By TONIA HILL
Former President Barack Obama met with young leaders Monday, April 24, at the Logan Center for the Arts, 915 E. 60th St., in his first public speaking appearance since leaving office in January.
Obama engaged in a lively discussion on the importance of civic engagement and community organizing. He was joined on stage with Chicago area young leaders, Dr. Tiffany Brown, Ramuel Figueroa, Max M. Freedman, Kelsey McClear, Harish Patel, and Ayanna Watkins.
Brown is a graduate of Chicago State University and Kenwood Academy High School; Figueroa- Undergraduate at Roosevelt University; Freedman is a student at the University of Chicago (U. of C.).
McClear is a student at Loyola University Chicago; Patel is a graduate of the University of Illinois at Chicago, and Watkins is a senior at Kenwood Academy High School, 5015 S. Blackstone Ave.
Obama said since leaving office one of his missions is to prepare the next generation to lead. He said he hopes to create pathways for young people to become leaders and to “knock down some of the barriers that are discouraging young people” from a life of service.
The core of the discussion centered on ways to engage with and involve the next generation of American leaders who Obama believes will have the drive, instinct, and ability to solve our biggest challenges.
The problems he spoke about were economic inequality, the criminal justice system, and climate change, which he said are “daunting, but they’re not insoluble.”
He pointed to political gerrymandering as the root of the problem. One that he said is causing political parties “to move further and further apart” making it that much harder to “find common ground because of money, politics, and special interests,” that lead the debates in Washington, “in ways that don’t match up with the broad majority of Americans.”
Obama spoke of his early days as a community organizer in the south side neighborhoods of Roseland, Auburn Gresham, and West Pullman and how those experiences helped to provide a foundation for him as he traversed through his political career as a state legislator, U.S. Senator, and two-term President.
After giving introductory remarks, he asked the panel about their political involvement, how to motivate and reach people from different walks of life, and what they think is keeping people from becoming more active citizens.
Watkins said she believes that awareness and access to education are essential.
“I am grateful that I have the opportunity to take courses that involve Political Science and African American studies, but not a lot of schools have that opportunity,” Watkins said. “I would say awareness is something that holds a lot of youth back from getting involved.”
Brown discussed the need to fund afterschool programs for children so that they can have access to different types of career paths.
“I believe that we need to connect personal problems with public issues,” Figueroa said.
Freedman spoke of the challenges of reaching people who share different values and political ideas.
“There’s not understanding we’re not talking,” Freedman said. “It’s not just that we are reading different news we don’t talk to each other anymore. Civic engagement at some point will require a level of civility. I think the lack of results stems from the lack of understanding each other well. Somehow we are going to have to find ways bridge that.”
The panel was then allowed to ask Obama questions, the event in total lasted nearly 90 minutes.

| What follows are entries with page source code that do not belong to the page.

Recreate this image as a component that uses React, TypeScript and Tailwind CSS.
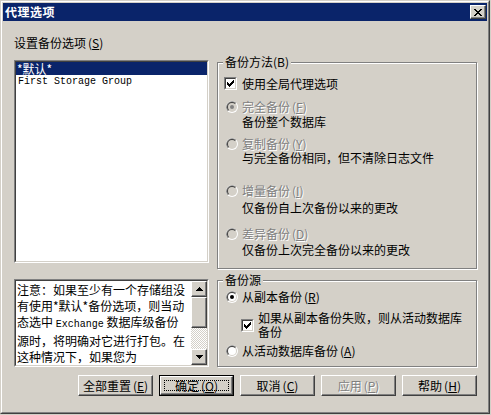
import type { ReactNode } from "react";

const Mn = ({ k }: { k: string }) => (
  <span className="ml-[2px]">
    (<u className="underline-offset-[1px]">{k}</u>)
  </span>
);

const Mono = ({ children }: { children: ReactNode }) => (
  <span className="font-['Liberation_Mono',monospace] text-[10px]">{children}</span>
);

const Radio = ({ checked, disabled }: { checked?: boolean; disabled?: boolean }) => (
  <svg width="12" height="12" viewBox="0 0 12 12" className="shrink-0">
    <circle cx="6" cy="6" r="6" fill="#ffffff" />
    <path d="M1.76 10.24A6 6 0 0 1 10.24 1.76Z" fill="#808080" />
    <circle cx="6" cy="6" r="5" fill="#d4d0c8" />
    <path d="M2.46 9.54A5 5 0 0 1 9.54 2.46Z" fill="#404040" />
    <circle cx="6" cy="6" r="4" fill={disabled ? "#d4d0c8" : "#ffffff"} />
    {checked && <circle cx="6" cy="6" r="2" fill={disabled ? "#808080" : "#000000"} />}
  </svg>
);

const CheckBox = () => (
  <div className="w-[13px] h-[13px] shrink-0 border border-t-[#808080] border-l-[#808080] border-r-white border-b-white">
    <div className="w-full h-full border border-t-[#404040] border-l-[#404040] border-r-[#d4d0c8] border-b-[#d4d0c8] bg-white flex items-center justify-center">
      <svg width="7" height="7" viewBox="0 0 7 7" shapeRendering="crispEdges">
        <rect x="0" y="2" width="1" height="3" fill="#000" />
        <rect x="1" y="3" width="1" height="3" fill="#000" />
        <rect x="2" y="4" width="1" height="3" fill="#000" />
        <rect x="3" y="3" width="1" height="3" fill="#000" />
        <rect x="4" y="2" width="1" height="3" fill="#000" />
        <rect x="5" y="1" width="1" height="3" fill="#000" />
        <rect x="6" y="0" width="1" height="3" fill="#000" />
      </svg>
    </div>
  </div>
);

const Raised = ({ className = "", children }: { className?: string; children?: ReactNode }) => (
  <div
    className={`border border-t-white border-l-white border-r-[#404040] border-b-[#404040] shadow-[inset_-1px_-1px_0_#808080] bg-[#d4d0c8] flex items-center justify-center ${className}`}
  >
    {children}
  </div>
);

const Group = ({ title, className = "", children }: { title: string; className?: string; children: ReactNode }) => (
  <div className={`relative border border-[#808080] shadow-[inset_1px_1px_0_#fff,1px_1px_0_#fff] ${className}`}>
    <span className="absolute left-[5px] -top-[7px] bg-[#d4d0c8] px-[2px] leading-[12px] whitespace-nowrap">
      {title}
    </span>
    {children}
  </div>
);

const Btn = ({ children, def, disabled }: { children: ReactNode; def?: boolean; disabled?: boolean }) => {
  const label = (
    <span className={disabled ? "text-[#808080] [text-shadow:1px_1px_0_#fff]" : ""}>{children}</span>
  );
  if (def)
    return (
      <div className="w-[75px] h-[21px] border border-black">
        <Raised className="relative w-full h-full">
          <div className="absolute inset-[3px] border border-dotted border-black" />
          {label}
        </Raised>
      </div>
    );
  return <Raised className="w-[75px] h-[21px]">{label}</Raised>;
};

const Arrow = ({ up }: { up?: boolean }) => (
  <svg width="7" height="4" viewBox="0 0 7 4" shapeRendering="crispEdges">
    {up ? <path d="M3 0h1v1h1v1h1v1h1v1H0V3h1V2h1V1h1Z" fill="#000" /> : <path d="M0 0h7v1H6v1H5v1H4v1H3V3H2V2H1V1H0Z" fill="#000" />}
  </svg>
);

const Disabled = ({ children }: { children: ReactNode }) => (
  <span className="text-[#808080] [text-shadow:1px_1px_0_#fff]">{children}</span>
);

export default function App() {
  return (
    <div className="w-[491px] h-[415px] bg-[#d4d0c8] font-['Noto_Sans_CJK_SC','Noto_Sans',sans-serif] text-[12px] leading-[12px] text-black">
      <div className="w-[490px] h-[414px] border border-t-[#d4d0c8] border-l-[#d4d0c8] border-r-[#404040] border-b-[#404040]">
        <div className="h-full border border-t-white border-l-white border-r-[#808080] border-b-[#808080] p-[1px] flex flex-col">
          {/* Title bar */}
          <div className="h-[18px] bg-[#0a246a] flex items-center justify-between pl-[2px] pr-[1px]">
            <span className="text-white font-bold tracking-[0.5px]">代理选项</span>
            <Raised className="w-[16px] h-[14px]">
              <svg width="8" height="7" viewBox="0 0 8 7" shapeRendering="crispEdges">
                <path d="M0 0h2v1h1v1h2V1h1V0h2v1H7v1H6v1H5v1h1v1h1v1h1v1H6V6H5V5H3v1H2v1H0V6h1V5h1V4h1V3H2V2H1V1H0Z" fill="#000" />
              </svg>
            </Raised>
          </div>

          {/* Client area */}
          <div className="flex-1 flex flex-col pl-[11px] pr-[10px] pt-[16px]">
            <div className="flex gap-[8px]">
              <div className="w-[195px] flex flex-col">
                <div className="h-[12px] whitespace-nowrap">
                  设置备份选项<Mn k="S" />
                </div>
                <div className="mt-[11px] h-[203px] border border-t-[#808080] border-l-[#808080] border-r-white border-b-white">
                  <div className="h-full border border-t-[#404040] border-l-[#404040] border-r-[#d4d0c8] border-b-[#d4d0c8] bg-white">
                    <div className="h-[13px] bg-[#0a246a] text-white pl-[1px] flex items-center">*默认*</div>
                    <div className="h-[13px] pl-[2px] flex items-center">
                      <Mono>First Storage Group</Mono>
                    </div>
                  </div>
                </div>
                <div className="mt-[16px] h-[88px] border border-t-[#808080] border-l-[#808080] border-r-white border-b-white">
                  <div className="h-full border border-t-[#404040] border-l-[#404040] border-r-[#d4d0c8] border-b-[#d4d0c8] bg-white flex">
                    <div className="flex-1 overflow-hidden pl-[1px] leading-[16px] pt-[1px] whitespace-nowrap">
                      <div>注意：如果至少有一个存储组没</div>
                      <div>有使用*默认*备份选项，则当动</div>
                      <div>
                        态选中 <Mono>Exchange</Mono> 数据库级备份
                      </div>
                      <div>源时，将明确对它进行打包。在</div>
                      <div>这种情况下，如果您为</div>
                      <div>
                        <Mono>Exchange</Mono> 服务器添加存储组或
                      </div>
                    </div>
                    <div className="w-[16px] flex flex-col">
                      <Raised className="h-[16px]">
                        <Arrow up />
                      </Raised>
                      <Raised className="h-[31px]" />
                      <div className="flex-1 bg-[repeating-conic-gradient(#d4d0c8_0_25%,#ffffff_0_50%)] bg-[length:2px_2px]" />
                      <Raised className="h-[16px]">
                        <Arrow />
                      </Raised>
                    </div>
                  </div>
                </div>
              </div>

              <div className="w-[260px] flex flex-col pt-[25px]">
                <Group title="备份方法(B)" className="h-[207px]">
                  <div className="flex flex-col pl-[6px]">
                    <div className="mt-[14px] h-[13px] flex items-center gap-[5px]">
                      <CheckBox />
                      <span>使用全局代理选项</span>
                    </div>
                    <div className="mt-[11px] h-[12px] flex items-center gap-[4px] pl-[2px]">
                      <Radio checked disabled />
                      <Disabled>
                        完全备份<Mn k="F" />
                      </Disabled>
                    </div>
                    <div className="mt-[3px] h-[12px] pl-[18px]">备份整个数据库</div>
                    <div className="mt-[10px] h-[12px] flex items-center gap-[4px] pl-[2px]">
                      <Radio disabled />
                      <Disabled>
                        复制备份<Mn k="Y" />
                      </Disabled>
                    </div>
                    <div className="mt-[2px] h-[12px] pl-[18px]">与完全备份相同，但不清除日志文件</div>
                    <div className="mt-[21px] h-[12px] flex items-center gap-[4px] pl-[2px]">
                      <Radio disabled />
                      <Disabled>
                        增量备份<Mn k="I" />
                      </Disabled>
                    </div>
                    <div className="mt-[5px] h-[12px] pl-[18px]">仅备份自上次备份以来的更改</div>
                    <div className="mt-[14px] h-[12px] flex items-center gap-[4px] pl-[2px]">
                      <Radio disabled />
                      <Disabled>
                        差异备份<Mn k="D" />
                      </Disabled>
                    </div>
                    <div className="mt-[4px] h-[12px] pl-[18px]">仅备份上次完全备份以来的更改</div>
                  </div>
                </Group>

                <Group title="备份源" className="mt-[11px] h-[87px]">
                  <div className="flex flex-col pl-[6px]">
                    <div className="mt-[10px] h-[12px] flex items-center gap-[4px] pl-[2px]">
                      <Radio checked />
                      <span>
                        从副本备份<Mn k="R" />
                      </span>
                    </div>
                    <div className="mt-[8px] flex items-center gap-[4px] pl-[17px]">
                      <CheckBox />
                      <span className="leading-[14px] whitespace-nowrap">
                        如果从副本备份失败，则从活动数据库
                        <br />
                        备份
                      </span>
                    </div>
                    <div className="mt-[6px] h-[12px] flex items-center gap-[4px] pl-[2px]">
                      <Radio />
                      <span>
                        从活动数据库备份<Mn k="A" />
                      </span>
                    </div>
                  </div>
                </Group>
              </div>
            </div>

            {/* Buttons */}
            <div className="mt-[8px] flex justify-end gap-[6px]">
              <Btn>
                全部重置<Mn k="E" />
              </Btn>
              <Btn def>
                确定<Mn k="O" />
              </Btn>
              <Btn>
                取消<Mn k="C" />
              </Btn>
              <Btn disabled>
                应用<Mn k="P" />
              </Btn>
              <Btn>
                帮助<Mn k="H" />
              </Btn>
            </div>
          </div>
        </div>
      </div>
    </div>
  );
}
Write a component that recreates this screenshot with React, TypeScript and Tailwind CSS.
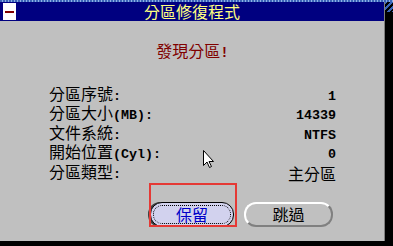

“I am always optimistic even when things look like they’re not going the way I want and that is because of young people like this,” Obama said. “It gives you a sense of what’s possible for this country.
Watkins, the youngest member of the panel, said she was contacted last week about joining Obama for the discussion.
“The experience was great he [Obama] came in and talked with us,” Watkins said referring to his visit to the group of youth panelist before the public discussion.
She said made her feel comfortable before coming on stage.
“He’s willing to listen to the youth in Chicago,” Watkins said. “He’s willing to hear what we have to say as far as change for our younger generation. I hope he uses what we have to say and we can move forward.”
In addition to the youth panelists there were about 460 guests in the audience that included students from Harold Washington College, Malcolm X College Kennedy-King College, Columbia College, University of Chicago, Chicago State University, the University of Illinois at Chicago, Roosevelt University, Illinois Tech Institute, Northwestern University, DePaul University, and Loyola University Chicago (Arrupe College).